Las Jilguerillas was a Mexican ranchera duo formed in the mid-1950s by sisters Imelda and María Amparo Higuera. 

They are considered icons in ranchera music, having multiple successful tours in both Mexico and the United States. They also appeared in several Mexican films.

History

Early years
Sisters Imelda and María Amparo Higuera started singing together as children and were discovered by another famous Mexican sibling duo, Dueto América, in the 1950s.
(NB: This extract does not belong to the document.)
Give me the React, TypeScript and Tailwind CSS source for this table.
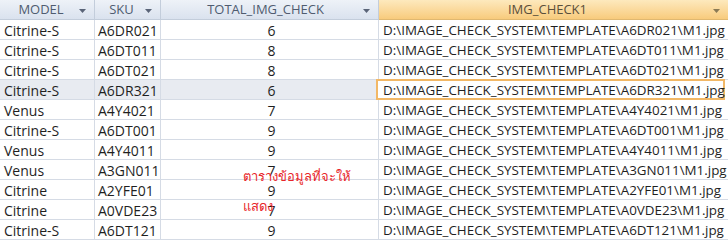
import React from "react";

const rows = [
  ["Citrine-S", "A6DR021", "6"],
  ["Citrine-S", "A6DT011", "8"],
  ["Citrine-S", "A6DT021", "8"],
  ["Citrine-S", "A6DR321", "6"],
  ["Venus", "A4Y4021", "7"],
  ["Citrine-S", "A6DT001", "9"],
  ["Venus", "A4Y4011", "9"],
  ["Venus", "A3GN011", "7"],
  ["Citrine", "A2YFE01", "9"],
  ["Citrine", "A0VDE23", "7"],
  ["Citrine-S", "A6DT121", "9"],
];

const Arrow = ({ light }: { light?: boolean }) => (
  <svg width="7" height="4" viewBox="0 0 7 4" className="absolute right-[8px] top-[9px]">
    <path d="M0 0H7L3.5 4Z" fill={light ? "#8a7a55" : "#5a6478"} />
  </svg>
);

const hdr =
  "relative h-[20px] flex items-center justify-center bg-gradient-to-b from-[#eef2f8] to-[#dae2ee] border-r border-b border-[#c3cddb] text-[#4f5c70] text-[13px]";

export default function App() {
  return (
    <div
      className="relative w-[728px] h-[242px] overflow-hidden bg-white text-[14px] text-[#1f1f1f]"
      style={{ fontFamily: '"Open Sans", "Noto Sans", sans-serif' }}
    >
      <div className="grid grid-cols-[95px_66px_218px_349px]">
        <div className={`${hdr} pr-[12px]`}>
          MODEL
          <Arrow />
        </div>
        <div className={`${hdr} pr-[12px]`}>
          SKU
          <Arrow />
        </div>
        <div className={`${hdr} pr-[8px]`}>
          TOTAL_IMG_CHECK
          <Arrow />
        </div>
        <div className="relative h-[20px] flex items-center justify-center pr-[12px] bg-gradient-to-b from-[#fde9bd] to-[#f8cb7c] border-b border-[#e0b870] text-[#5a4f3a] text-[13px]">
          IMG_CHECK1
          <Arrow light />
        </div>
        {rows.map((r, i) => {
          const sel = i === 3;
          const bg = sel ? "bg-[#e8ebf1]" : "bg-white";
          return (
            <React.Fragment key={i}>
              <div className={`h-[20px] flex items-center pt-[2px] pl-[4px] border-r border-b border-[#d5dbe5] ${bg}`}>{r[0]}</div>
              <div className={`h-[20px] flex items-center pt-[2px] pl-[3px] border-r border-b border-[#d5dbe5] ${bg}`}>{r[1]}</div>
              <div className={`h-[20px] flex items-center justify-center pt-[2px] pl-[4px] border-r border-b border-[#d5dbe5] ${bg}`}>{r[2]}</div>
              {sel ? (
                <div className="h-[21px] -mt-[1px] -ml-[3px] mr-[3px] flex items-center pt-[2px] pl-[5px] bg-white border-2 border-[#f2b866] text-[13.4px] whitespace-nowrap">
                  D:\IMAGE_CHECK_SYSTEM\TEMPLATE\{r[1]}\M1.jpg
                </div>
              ) : (
                <div className="h-[20px] flex items-center pt-[2px] pl-[4px] border-b border-[#d5dbe5] bg-white text-[13.4px] whitespace-nowrap">
                  D:\IMAGE_CHECK_SYSTEM\TEMPLATE\{r[1]}\M1.jpg
                </div>
              )}
            </React.Fragment>
          );
        })}
      </div>
      <div
        className="absolute left-[243px] top-[161px] text-[13px] leading-[30px] text-[#e8262a]"
        style={{ fontFamily: '"Noto Sans", sans-serif' }}
      >
        <div>ตารางข้อมูลที่จะให้</div>
        <div>แสดง</div>
      </div>
    </div>
  );
}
They released their first official single, Chaparrita Consentida, on 5 July 1955. Almost immediately, they became a huge success, selling records both in their country and among the Hispanic population in the United States.

Later years
Their records were first arranged and produced by Gilberto Parra, and later by Cornelio Reyna, and accompanied instrumentally by various Mexican musicians. After the death of Imelda on 20 July 2004, María Amparo continued to perform until she was joined by Mercedes Castro in 2007.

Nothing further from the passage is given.